The syntactic sugars will allow us to write higher level code while still respecting the language's restrictions.

Encoding

Since our language only supports integers, we might want to encode structured data into integers so that we can process it.

PairWise

If we wish to encode the pair <a, b> where a, b are non-negative integers, we follow the formula:

$$\left< a, b \right> = 2^a(2b + 1) - 1$$

ListWise

If we wish to encode the list [e₁, e₂, ..., e_n], where all elements are non-negative integers, we follow the formula:

$$[e_1, e_2, ..., e_n] = \sum_{i=1}^n p_i^{e_i}$$

Where p_i is the prime at position i (e.g p₁=2, p₃=5)

• Notice that adding 0 to the end of the list does not change its encoding. Therefore, if we wish to know the length of the list, we assume it won't end with 0 elements.

Instruction Encoding

Encoding Variables: If we wish to encode a given variable, we just look at its index in the following sequence:

Y, X1, Z1, X2, Z2, X3, Z3, ...

• For example, #Y = 1, #Z2 = 5 etc.

Encoding Labels: If we wish to encode a given label, we just look at its index in the following sequence:

A1, B1, C1, D1, E1, A2, B2, ...

• For example, A1 = 1, #C1 = 3 etc.

Encoding Instructions: If we wish to encode a given instruction (with or without label), it is encoded as <a, <b, c>>, where:

• a:
  • 0 if the instruction has no label
  • Otherwise the encoding of the label
• b:
  • 0 if V <- V
  • 1 if V <- V + 1
  • 2 if V <- V - 1
  • (2 + #L) if IF V != 0 GOTO L
• c: #V - 1 where V is the variable in the instruction

Program Encoding

If we wish to encode the program:

I1
I2
.
.
.
In

We just follow the formula:

#[#I₁, #I₂, ..., #I_n] - 1

• Notice that the encoding for Y <- Y is 0. This means that adding such instruction without a label to the end of a program will not change its encoding.
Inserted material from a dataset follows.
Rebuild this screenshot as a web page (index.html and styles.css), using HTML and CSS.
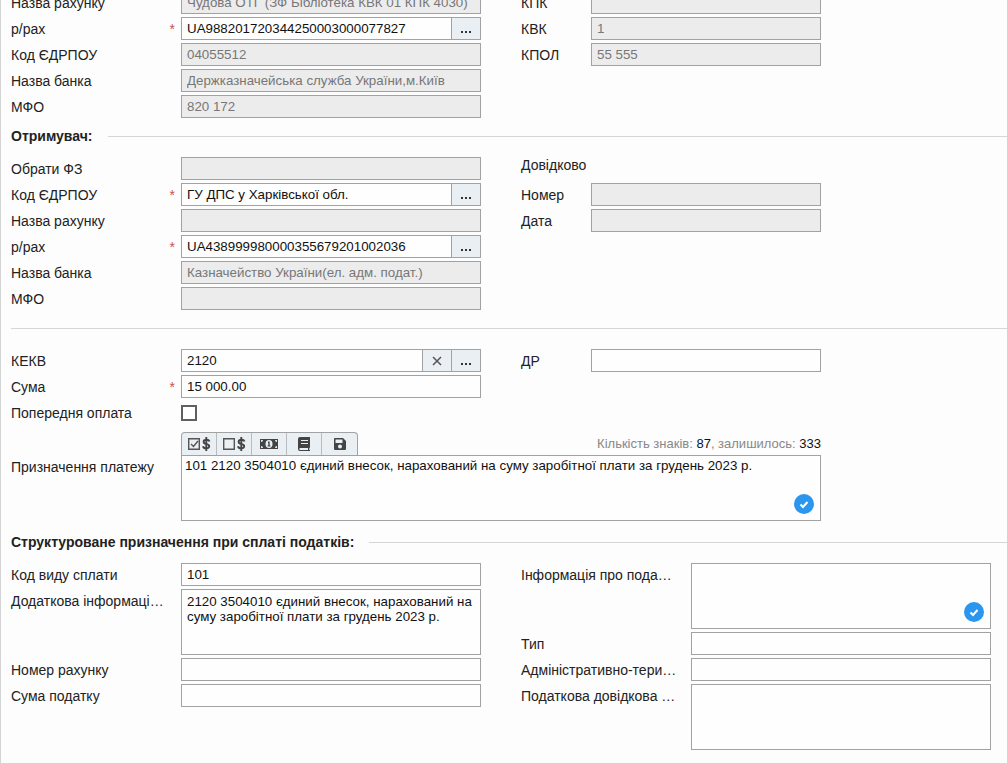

This is problematic, so as a convention, no program will end with Y <- Y without a label.

Conventions

• If the index of a variable/label is 1, we can omit it.
• No program will end with a non-labeled Y <- Y instruction.
• Although it's not mandatory, label E (E1) is never used as a label of an instruction, so that we can always jump to it if we wish to exit the program.